::: Provided material

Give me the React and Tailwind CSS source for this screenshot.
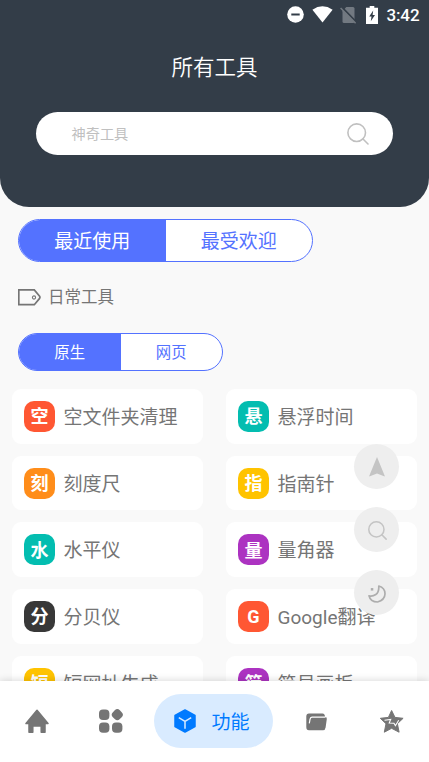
import React, { useState } from 'react';

const tools = [
  { id: 't1', badge: '空', name: '空文件夹清理', color: 'bg-[#ff5733]' },
  { id: 't2', badge: '悬', name: '悬浮时间', color: 'bg-[#03bdb0]' },
  { id: 't3', badge: '刻', name: '刻度尺', color: 'bg-[#ff8d1a]' },
  { id: 't4', badge: '指', name: '指南针', color: 'bg-[#ffc300]' },
  { id: 't5', badge: '水', name: '水平仪', color: 'bg-[#03bdb0]' },
  { id: 't6', badge: '量', name: '量角器', color: 'bg-[#ac33c1]' },
  { id: 't7', badge: '分', name: '分贝仪', color: 'bg-[#383838]' },
  { id: 't8', badge: 'G', name: 'Google翻译', color: 'bg-[#ff5733]' },
  { id: 't9', badge: '短', name: '短网址生成', color: 'bg-[#ffc300]' },
  { id: 't10', badge: '简', name: '简易画板', color: 'bg-[#ac33c1]' },
];

function StatusBar() {
  return (
    <div className="flex h-[29px] items-center justify-end pr-[9.500px] text-white">
      <svg width="17" height="17" viewBox="0 0 17 17" className="mr-[8px]">
        <circle cx="8.5" cy="8.5" r="8.3" fill="currentColor" />
        <path d="M4.3 8.5h8.4" stroke="#333d48" strokeWidth="2" />
      </svg>
      <svg width="21" height="17" viewBox="0 0 21 17" className="mr-[7px]">
        <path d="M.4 3.7Q10.5-3 20.6 3.7L10.5 16.6z" fill="currentColor" />
      </svg>
      <svg width="17" height="18" viewBox="0 0 17 18" className="mr-[9px]">
        <path d="M6.3 1H13q1.500 0 1.500 1.500v13q0 1.500-1.500 1.500H4q-1.500 0-1.500-1.500V5.200z" fill="#727981" />
        <path d="M1.800 1.300 16.500 16.300" stroke="#333d48" strokeWidth="2" />
        <path d="M.6 2 15.600 17.200" stroke="#727981" strokeWidth="1.500" />
      </svg>
      <svg width="12" height="18" viewBox="0 0 12 18" className="mr-[8px]">
        <path d="M3.700 0h4.600v1.800H12V18H0V1.800h3.700z" fill="currentColor" />
        <path d="M7.200 4.500 3.200 10.500h2.300L4.800 15.200 9 9H6.600z" fill="#333d48" />
      </svg>
      <span className="pt-px text-[17px] leading-none font-medium tracking-[-0.1px]">3:42</span>
    </div>
  );
}

function SearchIcon({ size, width }) {
  return (
    <svg width={size} height={size} viewBox="0 0 22 22" fill="none" stroke="currentColor" strokeWidth={width} strokeLinecap="round">
      <circle cx="9.700" cy="9.700" r="8.800" />
      <path d="m16 16 5 5" />
    </svg>
  );
}

function Segmented({ items, value, onChange, className }) {
  return (
    <div className={`flex overflow-hidden rounded-full border border-[#5472ff] bg-white ${className}`}>
      {items.map((label, i) => (
        <button
          key={label}
          type="button"
          onClick={() => onChange(i)}
          className={`flex-1 pt-[3px] ${value === i ? 'bg-[#5472ff] text-white' : 'text-[#5472ff]'}`}
        >
          {label}
        </button>
      ))}
    </div>
  );
}

function ToolCard({ tool }) {
  return (
    <button type="button" className="flex h-[54.700px] items-center rounded-[9px] bg-white pl-3 text-left">
      <span className={`flex size-[31px] shrink-0 items-center justify-center rounded-[10px] pt-[2px] text-[18px] leading-none font-bold text-white ${tool.color}`}>
        {tool.badge}
      </span>
      <span className="ml-[8.500px] pt-[2px] text-[19px] leading-none whitespace-nowrap text-[#757575]">{tool.name}</span>
    </button>
  );
}

function FloatingButton({ children, label }) {
  return (
    <button type="button" aria-label={label} className="flex size-[45px] items-center justify-center rounded-full bg-[#eee] text-[#c4c4c4]">
      {children}
    </button>
  );
}

function BottomNav() {
  return (
    <nav className="relative flex h-[81px] shrink-0 bg-white text-[#757575] shadow-[0_-1px_7px_rgba(0,0,0,0.14)]">
      <button type="button" aria-label="home" className="mt-[28px] ml-[25px] size-[24px]">
        <svg width="24" height="24" viewBox="0 0 24 24" fill="currentColor" stroke="currentColor" strokeWidth="1.500" strokeLinejoin="round">
          <path d="M12 1.300 1 14.600h3V23.200h3.800V17h8.400v6.200H20v-8.600h3z" />
        </svg>
      </button>
      <button type="button" aria-label="apps" className="mt-[28px] ml-[50px] size-[24px]">
        <svg width="24" height="24" viewBox="0 0 24 24" fill="currentColor">
          <rect x="0" y="0.500" width="10.400" height="10.400" rx="4" />
          <rect x="13.400" y="0.800" width="9.800" height="9.800" rx="3.600" transform="rotate(45 18.300 5.700)" />
          <rect x="0" y="13.400" width="10.400" height="10.400" rx="4" />
          <rect x="13" y="13.400" width="10.400" height="10.400" rx="4" />
        </svg>
      </button>
      <button type="button" className="mt-[13px] ml-[31px] flex h-[54px] w-[119px] items-center rounded-full bg-[#d9ebff] pl-[20px] text-[#007aff]">
        <svg width="22" height="24" viewBox="0 0 22 24">
          <path d="M11 1 21 6.500v11L11 23 1 17.500v-11z" fill="currentColor" stroke="currentColor" strokeWidth="1.500" strokeLinejoin="round" />
          <path d="M4.800 8.700 11 12.400l6.200-3.700M11 12.400v7.400" fill="none" stroke="#d9ebff" strokeWidth="1.500" />
        </svg>
        <span className="ml-[15.500px] pt-[4px] text-[19px]">功能</span>
      </button>
      <button type="button" aria-label="files" className="mt-[32px] ml-[33px] h-[18px] w-[21px]">
        <svg width="21" height="18" viewBox="0 0 21 18">
          <path d="M3 .5h13.500Q19 .5 19 4h.3q1.700.2 1.500 2l-1.200 8.500Q19.200 17.300 17 17.300H3Q.3 17.300 .3 14V3.500Q.3.500 3 .5z" fill="currentColor" />
          <path d="M3.300 10.300 4 6.300Q4.300 4.200 6 4.200h13.500" fill="none" stroke="white" strokeWidth="1.200" />
        </svg>
      </button>
      <button type="button" aria-label="favorites" className="mt-[28px] ml-[53px] size-[24px]">
        <svg width="24" height="24" viewBox="0 0 24 24">
          <path d="m11.600 1.500 3.400 6.900 8.100.9-5.700 5.400 1.700 8.500-7.500-3.900-7.300 3.900 1.700-8.500L.3 9.300l8.100-.9z" fill="currentColor" stroke="currentColor" strokeLinejoin="round" />
          <path d="m4.500 11.200 6.200-.7-1.500 3.600 4.800.2 1.400 2.400 3.300-5.500" fill="none" stroke="white" strokeWidth="1.100" />
        </svg>
      </button>
    </nav>
  );
}

export default function App() {
  const [sort, setSort] = useState(0);
  const [kind, setKind] = useState(0);

  return (
    <div className="relative mx-auto flex h-[762px] w-[429px] flex-col overflow-hidden bg-[#f9f9f9] font-[Roboto,'Noto_Sans_CJK_SC',sans-serif]">
      <header className="h-[207px] shrink-0 rounded-b-[29px] bg-[#333d48]">
        <StatusBar />
        <h1 className="mt-[23px] text-center text-[21.500px] leading-[32px] font-[350] text-white">所有工具</h1>
        <div className="mx-9 mt-[28px] flex h-[43px] items-center justify-between rounded-full bg-white pr-[24px] pl-[35.500px] text-[#c0c0c0]">
          <span className="pt-[3px] text-[14.200px]">神奇工具</span>
          <SearchIcon size={22} width={1.6} />
        </div>
      </header>

      <main className="min-h-0 flex-1 overflow-hidden">
        <Segmented items={['最近使用', '最受欢迎']} value={sort} onChange={setSort} className="mt-3 ml-[18px] h-[43px] w-[295px] text-[19px]" />
        <div className="mt-[23px] ml-[18px] flex h-6 items-center text-[#757575]">
          <svg width="23" height="17" viewBox="0 0 23 17" fill="none" stroke="currentColor">
            <path d="M.8.900h15.500l5.300 6.300q.7 1.100 0 2.200l-5.300 6.300H.8z" strokeWidth="1.700" />
            <circle cx="16" cy="8.500" r="1.600" strokeWidth="1.100" />
          </svg>
          <h2 className="ml-[7px] pt-[3px] text-[16.500px] leading-none">日常工具</h2>
        </div>
        <Segmented items={['原生', '网页']} value={kind} onChange={setKind} className="mt-6 ml-[18px] h-[38px] w-[205px] text-[15.400px]" />
        <div className="mt-[18px] grid grid-cols-2 gap-x-[23px] gap-y-3 px-3">
          {tools.map((tool) => (
            <ToolCard key={tool.id} tool={tool} />
          ))}
        </div>
      </main>

      {/* Quick actions floating above the list */}
      <div className="absolute top-[444px] right-[30px] flex flex-col gap-[18px]">
        <FloatingButton label="top">
          <svg width="16" height="20" viewBox="0 0 16 20" fill="currentColor">
            <path d="M8 0 15.700 18.800q.2.800-.6.500L8 16.500.9 19.300q-.8.300-.6-.5z" />
          </svg>
        </FloatingButton>
        <FloatingButton label="search">
          <span className="pt-[2px] pl-[2px]">
            <SearchIcon size={19} width={1.8} />
          </span>
        </FloatingButton>
        <FloatingButton label="dark mode">
          <svg width="18" height="18" viewBox="0 0 18 18" fill="none" stroke="#adadad" strokeWidth="1.700" strokeLinejoin="round" className="mt-[2px]">
            <path d="M10.800 1Q17.200 3 17 9t-7.500 8Q2.500 17 1 10.800q3.500.8 6.800-1.200T10.800 1z" />
            <path d="M2.800 4.300h2.500" strokeWidth="2.500" />
          </svg>
        </FloatingButton>
      </div>

      <BottomNav />
    </div>
  );
}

::::::

Task
Return all the lines that contain the string "React".

Full solution
Give me the React and Tailwind CSS source for this screenshot.
import React, { useState } from 'react';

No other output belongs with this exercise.